Another of Ray’s influences came from one of the books he’d been reading early in the year, Czeslaw Milosz’s
Unattainable Earth
, and it began to affect his idea of the form and latitude his own book might discover. In the interests of what he called “a more spacious form”, Milosz had incorporated prose quotes from Casanova’s
Memoirs
, snippets from Baudelaire, from his uncle Oscar Milosz, Pascal, Goethe and other thinkers and writers who’d affected him as he was writing his poems. He also includes his own musings, which take the form of confessions, questionings and insights. Ray was very much attracted to the inclusiveness of Milosz’s approach. His own reading at the time included García Lorca, Jaroslav Seifert, Tomas Tranströmer, Lowell,
The Selected Poems
of Milosz and a rereading of Tolstoy’s
The Death of Ivan Ilych.
From these he selected whole poems, which we later used as section heads for the book.
But in early June, when the devastating news of tumors in the lungs again was given to us, it was to Chekhov we instinctively turned to restore our steadfastness. One night I looked at certain passages I had bracketed in the stories and realized that they seemed to be speaking toward poems of Ray’s which I’d been helping him revise and typing into the computer. On impulse I went to the typewriter and shaped some of these excerpts into lines and gave them titles. When I showed the results to Ray, it was as if we’d discovered another Chekhov inside Chekhov. But because I’d been looking at the passages with Ray’s poems in mind, there was the sense that Chekhov had stepped toward us, and that while he remained in his own time, he seemed also to have become our contemporary. The world of headlong carriage races through snowstorms and of herring-head soup, of a dish made of bulls’ eyes, of cooks picking sorrel for vegetable soup, of peasant children raised not to flinch at the crude language of their drunken parents—this world was at home with the world of Raymond Carver, in which a man puts his head on the executioner’s block while touring a castle only to have the hand of his companion come down on his neck like an axe, a world in which a drunken father is caught in the kitchen by his son with a strange woman in a heavily sexual context, and in which we watch as a drowned child is carried above the trees in the tongs of a helicopter.

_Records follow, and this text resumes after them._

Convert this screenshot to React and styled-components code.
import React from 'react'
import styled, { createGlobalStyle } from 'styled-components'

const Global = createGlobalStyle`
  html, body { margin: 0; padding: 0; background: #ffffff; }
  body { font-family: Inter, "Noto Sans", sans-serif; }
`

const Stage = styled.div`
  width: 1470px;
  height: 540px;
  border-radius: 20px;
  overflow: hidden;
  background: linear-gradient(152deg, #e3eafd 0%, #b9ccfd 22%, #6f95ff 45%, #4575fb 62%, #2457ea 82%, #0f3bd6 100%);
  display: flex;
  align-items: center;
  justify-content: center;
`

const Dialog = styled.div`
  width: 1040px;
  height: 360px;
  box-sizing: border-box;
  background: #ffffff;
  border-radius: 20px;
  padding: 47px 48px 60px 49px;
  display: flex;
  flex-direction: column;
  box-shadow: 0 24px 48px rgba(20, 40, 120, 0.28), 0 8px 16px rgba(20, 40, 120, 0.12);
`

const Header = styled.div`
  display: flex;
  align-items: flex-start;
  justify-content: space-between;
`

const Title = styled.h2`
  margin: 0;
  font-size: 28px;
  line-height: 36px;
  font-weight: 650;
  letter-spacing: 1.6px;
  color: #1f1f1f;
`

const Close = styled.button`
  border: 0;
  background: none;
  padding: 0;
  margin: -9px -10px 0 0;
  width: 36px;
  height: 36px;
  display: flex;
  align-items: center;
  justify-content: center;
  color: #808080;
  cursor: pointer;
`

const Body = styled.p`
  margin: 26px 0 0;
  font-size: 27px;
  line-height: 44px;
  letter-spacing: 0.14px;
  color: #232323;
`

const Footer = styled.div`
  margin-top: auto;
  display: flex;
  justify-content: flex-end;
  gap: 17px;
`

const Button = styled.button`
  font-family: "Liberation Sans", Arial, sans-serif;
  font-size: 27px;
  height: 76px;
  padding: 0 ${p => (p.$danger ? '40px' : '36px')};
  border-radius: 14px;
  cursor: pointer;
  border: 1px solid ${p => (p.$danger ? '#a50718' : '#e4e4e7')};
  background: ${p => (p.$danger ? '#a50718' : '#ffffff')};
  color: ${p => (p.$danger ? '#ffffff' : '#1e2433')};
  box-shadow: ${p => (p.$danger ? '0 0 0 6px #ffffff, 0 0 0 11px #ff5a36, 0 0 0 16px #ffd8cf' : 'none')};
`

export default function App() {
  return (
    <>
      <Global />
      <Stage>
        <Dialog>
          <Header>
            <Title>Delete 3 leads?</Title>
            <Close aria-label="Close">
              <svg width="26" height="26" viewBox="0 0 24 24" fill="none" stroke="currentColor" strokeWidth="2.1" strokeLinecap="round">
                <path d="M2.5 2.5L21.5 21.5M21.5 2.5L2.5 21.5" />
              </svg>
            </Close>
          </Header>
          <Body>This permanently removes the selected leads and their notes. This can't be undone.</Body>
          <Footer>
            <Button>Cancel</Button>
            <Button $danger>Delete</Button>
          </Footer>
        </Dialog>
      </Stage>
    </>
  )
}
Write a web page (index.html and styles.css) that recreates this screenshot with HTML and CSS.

Once we’d discovered the poet in Chekhov, Ray began to mark passages he wanted to include and to type them up himself. The results were something between poems and prose, and this pleased us because
some of Ray’s new poems blurred the boundaries between poem and story, just as his stories had often taken strength from dramatic and poetic strategies. Ray had so collapsed the distance between his language and thought that the resulting transparency of method allowed distinctions between genres to dissolve without violence or a feeling of trespass. The story given as poem could unwind without having to pretend to intensities of phrasing or language that might have impeded the force of the story itself, yet the story could pull at the attention of the reader in another way for having been conceived as poetry.